Good points, all around. My argument is that planners need to make an attempt to wrestle with actually "professionalizing" the field. We have "standards" but planning offices aren't required to recognize them, and we certainly don't formally challenge shitty planners or shitty planning outcomes.
And the planner as gatekeeper is something that should be taken more seriously. I discuss this quite often with people and it's a well-worn track in planning theory courses...are we normative, visionary professionals or another form of beaurecrat who's primary purpose is to act as gatekeeper of clearly egregious projects. I'd be comfortable with either identity or a more nuanced recognition that we switch between the two and explore how we can better navigate with that understanding.

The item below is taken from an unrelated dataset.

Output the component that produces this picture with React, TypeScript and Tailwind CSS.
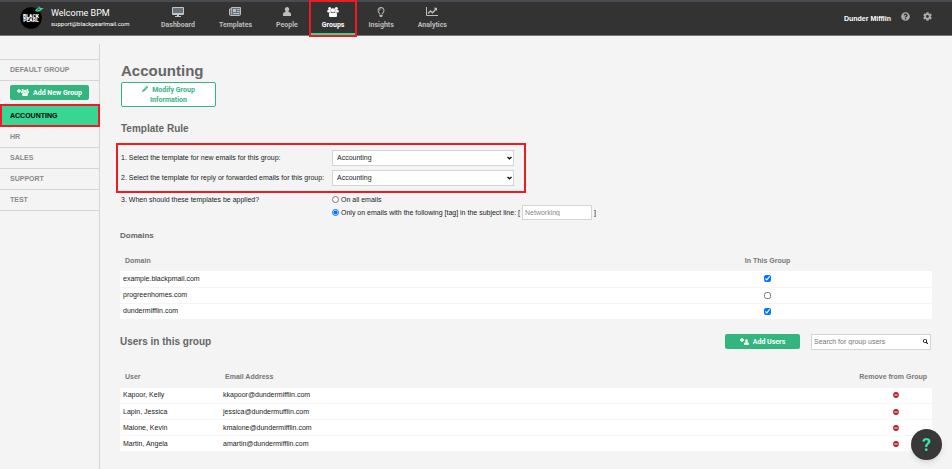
import { useState, type ReactNode } from "react";
import { FaCog, FaMinusCircle, FaPencilAlt, FaQuestionCircle, FaRegLightbulb, FaSearch } from "react-icons/fa";

const bodyFont = "font-['Liberation_Sans',Arial,sans-serif]";
const headFont = "font-['Roboto','Liberation_Sans',sans-serif]";

function PersonIcon({ className }: { className?: string }) {
  return (
    <svg viewBox="0 0 16 18" className={className} fill="currentColor" aria-hidden="true">
      <path d="M8 0c2.700 0 4.400 2 4.400 4.700 0 1.900-.8 3.700-1.900 4.700l3.600 1.600c1.100.5 1.900 1.500 1.900 2.800V18H0v-4.200c0-1.300.8-2.300 1.900-2.800l3.600-1.600C4.400 8.400 3.600 6.600 3.600 4.700 3.600 2 5.300 0 8 0z" />
    </svg>
  );
}

function GroupIcon({ className }: { className?: string }) {
  return (
    <svg viewBox="0 0 24 21" className={className} fill="currentColor" aria-hidden="true">
      <circle cx="5" cy="3.200" r="3.200" />
      <circle cx="19" cy="3.200" r="3.200" />
      <circle cx="12" cy="7" r="4.600" />
      <path d="M1.500 6.500h5.500c-.3 2.300.6 4 2 5.200H1.500C.5 11.700 0 11 0 10V8.300c0-1 .6-1.800 1.500-1.800zM17 6.500h5.500c.9 0 1.500.8 1.500 1.800V10c0 1-.5 1.700-1.500 1.700H15c1.400-1.200 2.300-2.900 2-5.200z" />
      <path d="M6.500 11c1.500 1.300 3.500 1.800 5.500 1.800s4-.5 5.500-1.800c1.700.4 2.800 1.800 2.800 3.700V19c0 1.200-.8 2-2 2H5.700c-1.200 0-2-.8-2-2v-4.300c0-1.900 1.100-3.300 2.800-3.700z" />
    </svg>
  );
}

function PlusIcon({ className }: { className?: string }) {
  return (
    <svg viewBox="0 0 6 6" className={className} fill="currentColor" aria-hidden="true">
      <path d="M2 0h2v2h2v2H4v2H2V4H0V2h2z" />
    </svg>
  );
}

function MonitorIcon() {
  return (
    <svg viewBox="0 0 12 10" className="h-[10px] w-3" aria-hidden="true">
      <rect x="0" y="0" width="12" height="8" rx="1" fill="#c4c4c4" />
      <rect x="1" y="1" width="10" height="5" fill="#66727c" />
      <path d="M5 8h2v1h2v1H3V9h2z" fill="#c4c4c4" />
    </svg>
  );
}

function TemplateIcon() {
  return (
    <svg viewBox="0 0 24 18" className="h-[9px] w-3" aria-hidden="true">
      <path d="M5 1h18v13.500a2.500 2.500 0 0 1-2.500 2.500h-17A2.500 2.500 0 0 1 1 14.500V4h4z" fill="#66727c" stroke="currentColor" strokeWidth="2" />
      <path d="M5 4v10.500" stroke="currentColor" strokeWidth="1.500" />
      <path d="M8 4h6v6H8zM16 4h5v2h-5zM16 8h5v2h-5zM8 12h13v2H8z" fill="currentColor" />
    </svg>
  );
}

function ChartIcon() {
  return (
    <svg viewBox="0 0 24 18" className="h-[9px] w-3" fill="none" stroke="currentColor" aria-hidden="true">
      <path d="M1 0v17h23" strokeWidth="2" />
      <path d="M4 13l5-5 4 3.500L20 4" strokeWidth="2.800" />
      <path d="M15.500 1.500H22V8z" fill="currentColor" stroke="none" />
    </svg>
  );
}

function Logo() {
  return (
    <svg viewBox="0 0 24 24" className="h-6 w-6" role="img" aria-label="Black Pearl">
      <circle cx="11" cy="13" r="10.800" fill="#000" />
      <text x="11" y="12.500" textAnchor="middle" fontSize="5" fontWeight="900" fill="#fff" fontFamily="Roboto, sans-serif">BLACK</text>
      <text x="11" y="17" textAnchor="middle" fontSize="5" fontWeight="900" fill="#fff" fontFamily="Roboto, sans-serif">PEARL</text>
      <path d="M15 6c.5-2.500 2.500-3 4-2.800L18 1l3 2 3 .3-2.500 1.500C20 7 17 7 15 6z" fill="#3fcf9f" />
      <path d="M16.500 6c1-1.300 2.200-1.800 3.500-1.800" stroke="#17382e" strokeWidth=".7" fill="none" />
    </svg>
  );
}

const navItems: { label: string; icon: ReactNode }[] = [
  { label: "Dashboard", icon: <MonitorIcon /> },
  { label: "Templates", icon: <TemplateIcon /> },
  { label: "People", icon: <PersonIcon className="h-[9px] w-2" /> },
  { label: "Groups", icon: <GroupIcon className="h-[10px] w-3" /> },
  { label: "Insights", icon: <FaRegLightbulb className="h-[10px] w-2" /> },
  { label: "Analytics", icon: <ChartIcon /> },
];

function Highlight() {
  return <span className="pointer-events-none absolute inset-0 z-10 border-2 border-[#ed1c24]" />;
}

function Header() {
  return (
    <header className={`flex h-9 shrink-0 border-t-2 border-b border-t-[#4a4b50] border-b-[#777] bg-[#333] text-white ${headFont}`}>
      <div className="flex w-[149px] items-start gap-[7px] pt-[3px] pl-5">
        <Logo />
        <div className="pt-[2px]">
          <div className="text-[9px] leading-[12px]">Welcome BPM</div>
          <div className="text-[6px] leading-[10px]">support@blackpearlmail.com</div>
        </div>
      </div>
      <nav className="flex">
        {navItems.map(({ label, icon }) => {
          const active = label === "Groups";
          return (
            <a
              key={label}
              href="#"
              className={`relative flex flex-col items-center px-3 pt-[4px] text-[7px] font-bold ${active ? "text-white" : "text-[#bdbdbd]"}`}
            >
              <span className="flex h-[11px] items-center">{icon}</span>
              <span className="pt-[3px] leading-[10px]">{label}</span>
              {active && <span className="absolute inset-x-0 bottom-0 h-[2px] bg-[#37d695]" />}
              {active && <span className="pointer-events-none absolute -inset-x-px -top-[2px] -bottom-[2px] z-10 border-2 border-[#ed1c24]" />}
            </a>
          );
        })}
      </nav>
      <div className="ml-auto flex items-start gap-[10px] pt-[10px] pr-5">
        <span className={`pt-[2px] text-[7px] leading-[10px] font-bold ${bodyFont}`}>Dunder Mifflin</span>
        <button aria-label="Help" className="text-[#aaa]"><FaQuestionCircle className="size-[9px]" /></button>
        <button aria-label="Settings" className="ml-[3px] text-[#aaa]"><FaCog className="size-[9px]" /></button>
      </div>
    </header>
  );
}

function SideLink({ children }: { children: ReactNode }) {
  return (
    <a href="#" className="flex h-[21px] items-center border-b border-[#d6d6d6] pl-[10px] text-[#8a8a8a]">
      {children}
    </a>
  );
}

function Sidebar() {
  return (
    <aside className="mt-[8px] w-[100px] shrink-0 border-r border-[#d6d6d6] pt-[15px] text-[7px] font-bold">
      <div className="border-t border-[#d6d6d6]">
        <SideLink>DEFAULT GROUP</SideLink>
      </div>
      <div className="px-[10px] py-[4px]">
        <button className={`flex h-[15px] w-full items-center justify-center rounded-[2px] bg-[#33b580] text-white ${headFont}`}>
          <PlusIcon className="mb-1 size-1" />
          <GroupIcon className="mr-1 h-[7px] w-2" />
          Add New Group
        </button>
      </div>
      <a href="#" className="relative -mr-px flex h-[23px] items-center bg-[#37d695] pl-[10px] text-black">
        ACCOUNTING
        <Highlight />
      </a>
      <SideLink>HR</SideLink>
      <SideLink>SALES</SideLink>
      <SideLink>SUPPORT</SideLink>
      <SideLink>TEST</SideLink>
    </aside>
  );
}

function TemplateSelect({ id }: { id: string }) {
  return (
    <div className="relative">
      <select id={id} defaultValue="Accounting" className="block h-4 w-[182px] appearance-none border border-[#d4d4d4] bg-white pl-1 text-[7px] text-[#222]">
        <option>Accounting</option>
        <option>HR</option>
        <option>Sales</option>
        <option>Support</option>
      </select>
      <svg viewBox="0 0 10 6" className="pointer-events-none absolute top-[6px] right-[2px] h-[4px] w-[5px]" fill="none" stroke="#111" strokeWidth="2.800" aria-hidden="true">
        <path d="M1 1l4 3.500L9 1" />
      </svg>
    </div>
  );
}

function TemplateRule() {
  const [scope, setScope] = useState("tag");
  return (
    <section className="text-[#222]">
      <div className="relative -ml-1 flex w-[410px] flex-col gap-1 py-[7px] pl-[5px]">
        <Highlight />
        <div className="flex items-center">
          <label htmlFor="new-template" className="w-[211px]">1. Select the template for new emails for this group:</label>
          <TemplateSelect id="new-template" />
        </div>
        <div className="flex items-center">
          <label htmlFor="reply-template" className="w-[211px]">2. Select the template for reply or forwarded emails for this group:</label>
          <TemplateSelect id="reply-template" />
        </div>
      </div>
      <div role="radiogroup" aria-label="When should these templates be applied?" className="flex pl-[1px]">
        <span className="w-[211px] pt-[2px]">3. When should these templates be applied?</span>
        <div>
          <label className="flex h-3 items-center gap-[2px] pt-[1px]">
            <input type="radio" name="scope" className="size-[7px]" checked={scope === "all"} onChange={() => setScope("all")} />
            On all emails
          </label>
          <div className="flex h-[15px] items-center">
            <label className="flex items-center gap-[2px]">
              <input type="radio" name="scope" className="size-[7px]" checked={scope === "tag"} onChange={() => setScope("tag")} />
              Only on emails with the following [tag] in the subject line: [
            </label>
            <input aria-label="Tag" placeholder="Networking" className="mx-[2px] h-[15px] w-[70px] border border-[#d4d4d4] bg-white px-[2px] placeholder:text-[#888]" />
            ]
          </div>
        </div>
      </div>
    </section>
  );
}

const domains = [
  { name: "example.blackpmail.com", member: true },
  { name: "progreenhomes.com", member: false },
  { name: "dundermifflin.com", member: true },
];

const users = [
  ["Kapoor, Kelly", "kkapoor@dundermifflin.com"],
  ["Lapin, Jessica", "jessica@dundermufflin.com"],
  ["Malone, Kevin", "kmalone@dundermifflin.com"],
  ["Martin, Angela", "amartin@dundermifflin.com"],
];

function DomainTable() {
  return (
    <table className="w-full table-fixed text-[#222]">
      <thead className="text-[#777]">
        <tr className="h-[21px]">
          <th className="pl-[5px] text-left">Domain</th>
          <th className="w-[329px]">In This Group</th>
        </tr>
      </thead>
      <tbody>
        {domains.map((d) => (
          <tr key={d.name} className="h-4 border-b border-[#f4f4f4] bg-white">
            <td className="pl-[3px]">{d.name}</td>
            <td>
              <input type="checkbox" aria-label={d.name} defaultChecked={d.member} className="mx-auto block size-[7px]" />
            </td>
          </tr>
        ))}
      </tbody>
    </table>
  );
}

function UserTable() {
  return (
    <table className="w-full table-fixed text-[#222]">
      <thead className="text-[#777]">
        <tr className="h-[21px]">
          <th className="w-[100px] pl-[5px] text-left">User</th>
          <th className="pl-[5px] text-left">Email Address</th>
          <th className="w-[78px] pr-[5px] text-right">Remove from Group</th>
        </tr>
      </thead>
      <tbody>
        {users.map(([name, email]) => (
          <tr key={name} className="h-4 border-b border-[#f4f4f4] bg-white">
            <td className="pl-[3px]">{name}</td>
            <td className="pl-[3px]">{email}</td>
            <td className="pl-[6px]">
              <button aria-label={`Remove ${name}`} className="mx-auto block text-[#c0161c]"><FaMinusCircle className="size-[6px]" /></button>
            </td>
          </tr>
        ))}
      </tbody>
    </table>
  );
}

export default function App() {
  return (
    <div className={`flex min-h-screen flex-col bg-[#f4f4f4] text-[7px] leading-[10px] ${bodyFont}`}>
      <Header />
      <div className="flex flex-1">
        <Sidebar />
        <main className="min-w-0 flex-1 pt-[25px] pr-5 pl-5">
          <h1 className="pl-[1px] text-[15px] leading-[20px] font-bold text-[#666]">Accounting</h1>
          <button className={`mt-[1px] ml-[1px] h-[25px] w-[95px] rounded-[2px] border border-[#33b580] bg-white px-4 font-bold text-[#33b580] ${headFont}`}>
            <FaPencilAlt className="mr-1 inline size-[6px] align-baseline" />
            Modify Group Information
          </button>
          <h2 className="mt-4 mb-2 pl-[1px] text-[10px] leading-[12px] font-bold text-[#666]">Template Rule</h2>
          <TemplateRule />
          <h3 className="mt-[11px] mb-[9px] text-[8px] leading-[10px] font-bold text-[#666]">Domains</h3>
          <DomainTable />
          <div className="mt-[14px] mb-[17px] flex h-4 items-center pr-[1px]">
            <h2 className="text-[10px] leading-[12px] font-bold text-[#666]">Users in this group</h2>
            <button className={`ml-auto flex h-[15px] w-[75px] items-center justify-center rounded-[2px] bg-[#33b580] font-bold text-white ${headFont}`}>
              <PlusIcon className="mb-1 size-1" />
              <PersonIcon className="mr-1 h-[6px] w-[5px]" />
              Add Users
            </button>
            <div className="ml-[11px] flex h-4 w-[120px] items-center border border-[#d4d4d4] bg-white px-[2px]">
              <input aria-label="Search for group users" placeholder="Search for group users" className="min-w-0 flex-1 outline-none placeholder:text-[#777]" />
              <FaSearch className="size-[5px] text-black" />
            </div>
          </div>
          <UserTable />
        </main>
      </div>
      <button aria-label="Open help" className={`fixed right-[10px] bottom-[9px] size-[31px] rounded-full bg-[#383838] text-[18px] leading-[31px] font-bold text-[#37e6a8] shadow-md ${headFont}`}>
        ?
      </button>
    </div>
  );
}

Given power differentials I think focusing on a standard of care would be absolutely vital. We see lawyers and doctors have their advice ignored all the time and people die or go to jail. But those professionals are obligated to give the advice and defend themselves if something bad happens. It would make sense to me to extend such a professional burden onto planners. It's not like we don't have metrics we could start with. Clean water and Clean Air act already gives us metrics and we have a history of holding cities to account for them. I don't know, it's tricky, but planners absolutely must formalize their profession if they wish to be taken seriously and to attempt to better guide practice around the country.
Cries of "racist" are not necessarily unfounded but are being applied so often that they have lost their effect. Please read the comments under the "St. Bernard Parish" article to which you link.